USA Prepares to Host its First-Ever IPC Nordic Skiing World Cup Event

20 Jan 2012
Theodore Wirth Park

The IPC World Cup event get underway in the USA


Despite the lack of natural snow in the Midwest region of the USA this winter, nothing is holding it back from hosting its first-ever International Paralympic Committee (IPC) Nordic Skiing World Cup event.

Just as they have adjusted their courses for para-athletes, the event organizers in Cable, Wisconsin and Minneapolis, Minnesota are adjusting to the conditions by creating their own snow and adapting their trails to form shorter contingency courses.

More than 100 athletes from 20 countries will compete in both the Biathlon and Cross-Country portions of the World Cup event in Cable from 26-30 January before heading further north to Minneapolis to finish off the Cross-Country discipline with the sprint and long-distance races from 1-2 February.

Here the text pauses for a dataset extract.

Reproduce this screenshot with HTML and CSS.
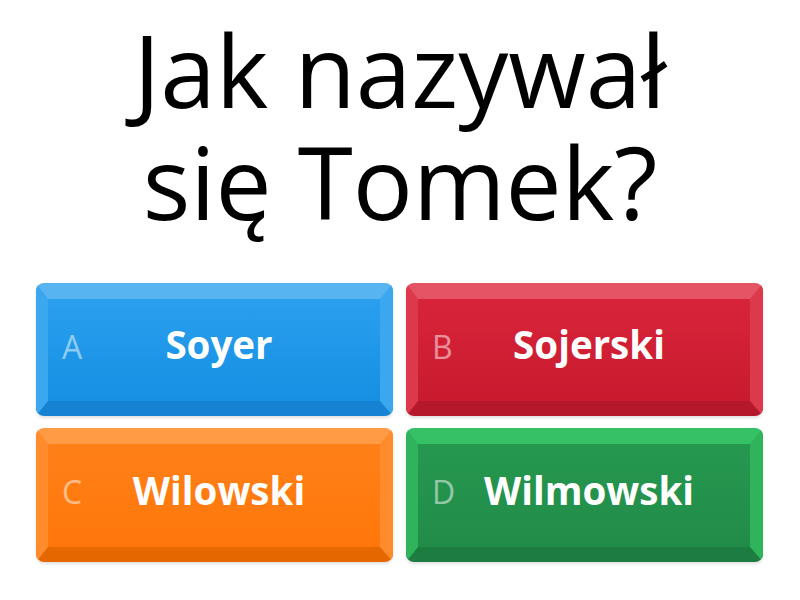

Theodore Wirth Park in Minneapolis, which has hosted a number of Junior Olympic qualifier racers and Junior National competitions, has been working for the last several months on ensuring its course will include all of the essentials for visually impaired racers, sit skiers and standing skiers.

“It’s a different thinking for sit-ski athletes,” said course director Nels Dyste. “We’re looking for a little gentler grade. In downhill, we want turns to be a certain speck because we don’t want sit-skiers to jump the track. We’ve cut some new trail sections and incorporated new things.”

The park’s event director, Mike Bono, said he and his staff are changing a lot of the little things on the course in order to make it more inclusive and accessible for all athletes competing.

“The biggest thing is we’ve moved our stadium location,” Bono said. “We’ve moved it to a street-level area that’s much easier to get to.”

His staff has also relaxed some of the climbs, made certain parts of the course shallower and created a clear transfer zone that is easily accessible for wheelchair users.

They have also adjusted all of their signage for visually impaired competitors.

Heading into the event, a couple of names to watch include Poland’s Kate Rogowiec and Russia’s Roman Petushkov. Rogowiec remains in first place on the World Cup circuit in the women’s LW2-9 category and Petushkov sits atop the standings in the men’s LW10-12 class.

Nearly 60 of the athletes competing in the World Cup will remain in Minneapolis the week after the event to participate in the City of Lakes Loppet, a regional cross-country event that is beginning to attract participants from all over.